### INSTRUCTIONS FOR THE TASK
Please repeat all of the listing exactly.

### RECORDED DATA
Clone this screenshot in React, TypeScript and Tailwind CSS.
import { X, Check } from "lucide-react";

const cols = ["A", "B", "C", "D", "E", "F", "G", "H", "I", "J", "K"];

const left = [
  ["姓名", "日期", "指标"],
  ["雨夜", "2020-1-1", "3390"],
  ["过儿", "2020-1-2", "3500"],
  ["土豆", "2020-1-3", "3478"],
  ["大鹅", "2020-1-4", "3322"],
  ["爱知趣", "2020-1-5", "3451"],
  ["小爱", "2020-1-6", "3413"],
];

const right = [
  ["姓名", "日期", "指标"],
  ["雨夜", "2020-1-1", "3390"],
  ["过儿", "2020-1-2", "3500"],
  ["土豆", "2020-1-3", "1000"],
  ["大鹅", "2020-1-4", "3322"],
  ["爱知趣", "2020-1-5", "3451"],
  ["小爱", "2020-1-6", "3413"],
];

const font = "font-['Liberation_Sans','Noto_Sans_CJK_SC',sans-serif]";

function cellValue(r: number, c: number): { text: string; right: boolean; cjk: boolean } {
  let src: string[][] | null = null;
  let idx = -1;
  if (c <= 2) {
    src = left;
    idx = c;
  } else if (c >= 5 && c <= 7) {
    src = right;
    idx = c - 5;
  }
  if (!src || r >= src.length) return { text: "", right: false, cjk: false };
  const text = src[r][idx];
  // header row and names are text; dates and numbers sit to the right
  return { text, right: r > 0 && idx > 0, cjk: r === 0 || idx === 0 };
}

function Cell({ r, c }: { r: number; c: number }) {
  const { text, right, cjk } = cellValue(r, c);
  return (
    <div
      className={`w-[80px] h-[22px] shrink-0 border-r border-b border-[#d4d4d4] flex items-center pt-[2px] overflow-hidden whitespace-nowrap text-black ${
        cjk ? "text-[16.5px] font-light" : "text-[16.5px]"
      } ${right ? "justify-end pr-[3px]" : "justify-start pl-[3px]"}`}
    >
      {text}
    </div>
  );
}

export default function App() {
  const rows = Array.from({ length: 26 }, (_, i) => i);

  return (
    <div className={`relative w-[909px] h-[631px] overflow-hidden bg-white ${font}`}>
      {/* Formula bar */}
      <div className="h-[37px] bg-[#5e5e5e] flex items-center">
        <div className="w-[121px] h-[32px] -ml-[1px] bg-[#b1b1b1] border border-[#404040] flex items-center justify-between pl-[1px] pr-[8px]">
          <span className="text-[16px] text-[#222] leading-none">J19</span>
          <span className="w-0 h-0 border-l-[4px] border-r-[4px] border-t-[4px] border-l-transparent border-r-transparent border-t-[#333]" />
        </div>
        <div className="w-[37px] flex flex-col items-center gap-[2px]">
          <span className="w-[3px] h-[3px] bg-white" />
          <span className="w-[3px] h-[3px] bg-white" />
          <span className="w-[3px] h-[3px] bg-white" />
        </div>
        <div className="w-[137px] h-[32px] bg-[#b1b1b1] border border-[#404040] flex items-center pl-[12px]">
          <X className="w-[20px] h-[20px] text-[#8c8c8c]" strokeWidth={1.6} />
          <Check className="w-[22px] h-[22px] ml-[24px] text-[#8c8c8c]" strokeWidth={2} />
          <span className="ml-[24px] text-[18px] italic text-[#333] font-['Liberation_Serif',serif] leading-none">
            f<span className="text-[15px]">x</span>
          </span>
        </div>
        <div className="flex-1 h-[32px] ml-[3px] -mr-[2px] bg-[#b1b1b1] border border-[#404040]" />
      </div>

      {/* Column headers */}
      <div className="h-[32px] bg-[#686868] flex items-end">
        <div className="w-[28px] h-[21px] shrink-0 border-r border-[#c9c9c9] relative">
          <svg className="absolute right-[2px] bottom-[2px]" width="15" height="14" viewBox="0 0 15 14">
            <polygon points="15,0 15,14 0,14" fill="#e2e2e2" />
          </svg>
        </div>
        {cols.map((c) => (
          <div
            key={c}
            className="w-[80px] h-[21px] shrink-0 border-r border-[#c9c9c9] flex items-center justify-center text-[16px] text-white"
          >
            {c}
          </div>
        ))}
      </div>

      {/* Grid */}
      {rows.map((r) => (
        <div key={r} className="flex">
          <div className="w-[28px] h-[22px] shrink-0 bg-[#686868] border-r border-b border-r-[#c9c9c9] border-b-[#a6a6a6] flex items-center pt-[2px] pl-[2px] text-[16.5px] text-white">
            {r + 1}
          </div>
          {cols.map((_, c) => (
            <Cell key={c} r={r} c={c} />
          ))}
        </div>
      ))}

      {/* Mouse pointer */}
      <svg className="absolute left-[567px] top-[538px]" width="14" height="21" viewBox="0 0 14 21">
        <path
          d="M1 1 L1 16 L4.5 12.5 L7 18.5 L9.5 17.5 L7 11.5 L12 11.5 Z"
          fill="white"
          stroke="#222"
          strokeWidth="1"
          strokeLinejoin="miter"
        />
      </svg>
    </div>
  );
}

### SOLUTION TO THIS EXERCISE
Clone this screenshot in React, TypeScript and Tailwind CSS.
import { X, Check } from "lucide-react";

const cols = ["A", "B", "C", "D", "E", "F", "G", "H", "I", "J", "K"];

const left = [
  ["姓名", "日期", "指标"],
  ["雨夜", "2020-1-1", "3390"],
  ["过儿", "2020-1-2", "3500"],
  ["土豆", "2020-1-3", "3478"],
  ["大鹅", "2020-1-4", "3322"],
  ["爱知趣", "2020-1-5", "3451"],
  ["小爱", "2020-1-6", "3413"],
];

const right = [
  ["姓名", "日期", "指标"],
  ["雨夜", "2020-1-1", "3390"],
  ["过儿", "2020-1-2", "3500"],
  ["土豆", "2020-1-3", "1000"],
  ["大鹅", "2020-1-4", "3322"],
  ["爱知趣", "2020-1-5", "3451"],
  ["小爱", "2020-1-6", "3413"],
];

const font = "font-['Liberation_Sans','Noto_Sans_CJK_SC',sans-serif]";

function cellValue(r: number, c: number): { text: string; right: boolean; cjk: boolean } {
  let src: string[][] | null = null;
  let idx = -1;
  if (c <= 2) {
    src = left;
    idx = c;
  } else if (c >= 5 && c <= 7) {
    src = right;
    idx = c - 5;
  }
  if (!src || r >= src.length) return { text: "", right: false, cjk: false };
  const text = src[r][idx];
  // header row and names are text; dates and numbers sit to the right
  return { text, right: r > 0 && idx > 0, cjk: r === 0 || idx === 0 };
}

function Cell({ r, c }: { r: number; c: number }) {
  const { text, right, cjk } = cellValue(r, c);
  return (
    <div
      className={`w-[80px] h-[22px] shrink-0 border-r border-b border-[#d4d4d4] flex items-center pt-[2px] overflow-hidden whitespace-nowrap text-black ${
        cjk ? "text-[16.5px] font-light" : "text-[16.5px]"
      } ${right ? "justify-end pr-[3px]" : "justify-start pl-[3px]"}`}
    >
      {text}
    </div>
  );
}

export default function App() {
  const rows = Array.from({ length: 26 }, (_, i) => i);

  return (
    <div className={`relative w-[909px] h-[631px] overflow-hidden bg-white ${font}`}>
      {/* Formula bar */}
      <div className="h-[37px] bg-[#5e5e5e] flex items-center">
        <div className="w-[121px] h-[32px] -ml-[1px] bg-[#b1b1b1] border border-[#404040] flex items-center justify-between pl-[1px] pr-[8px]">
          <span className="text-[16px] text-[#222] leading-none">J19</span>
          <span className="w-0 h-0 border-l-[4px] border-r-[4px] border-t-[4px] border-l-transparent border-r-transparent border-t-[#333]" />
        </div>
        <div className="w-[37px] flex flex-col items-center gap-[2px]">
          <span className="w-[3px] h-[3px] bg-white" />
          <span className="w-[3px] h-[3px] bg-white" />
          <span className="w-[3px] h-[3px] bg-white" />
        </div>
        <div className="w-[137px] h-[32px] bg-[#b1b1b1] border border-[#404040] flex items-center pl-[12px]">
          <X className="w-[20px] h-[20px] text-[#8c8c8c]" strokeWidth={1.6} />
          <Check className="w-[22px] h-[22px] ml-[24px] text-[#8c8c8c]" strokeWidth={2} />
          <span className="ml-[24px] text-[18px] italic text-[#333] font-['Liberation_Serif',serif] leading-none">
            f<span className="text-[15px]">x</span>
          </span>
        </div>
        <div className="flex-1 h-[32px] ml-[3px] -mr-[2px] bg-[#b1b1b1] border border-[#404040]" />
      </div>

      {/* Column headers */}
      <div className="h-[32px] bg-[#686868] flex items-end">
        <div className="w-[28px] h-[21px] shrink-0 border-r border-[#c9c9c9] relative">
          <svg className="absolute right-[2px] bottom-[2px]" width="15" height="14" viewBox="0 0 15 14">
            <polygon points="15,0 15,14 0,14" fill="#e2e2e2" />
          </svg>
        </div>
        {cols.map((c) => (
          <div
            key={c}
            className="w-[80px] h-[21px] shrink-0 border-r border-[#c9c9c9] flex items-center justify-center text-[16px] text-white"
          >
            {c}
          </div>
        ))}
      </div>

      {/* Grid */}
      {rows.map((r) => (
        <div key={r} className="flex">
          <div className="w-[28px] h-[22px] shrink-0 bg-[#686868] border-r border-b border-r-[#c9c9c9] border-b-[#a6a6a6] flex items-center pt-[2px] pl-[2px] text-[16.5px] text-white">
            {r + 1}
          </div>
          {cols.map((_, c) => (
            <Cell key={c} r={r} c={c} />
          ))}
        </div>
      ))}

      {/* Mouse pointer */}
      <svg className="absolute left-[567px] top-[538px]" width="14" height="21" viewBox="0 0 14 21">
        <path
          d="M1 1 L1 16 L4.5 12.5 L7 18.5 L9.5 17.5 L7 11.5 L12 11.5 Z"
          fill="white"
          stroke="#222"
          strokeWidth="1"
          strokeLinejoin="miter"
        />
      </svg>
    </div>
  );
}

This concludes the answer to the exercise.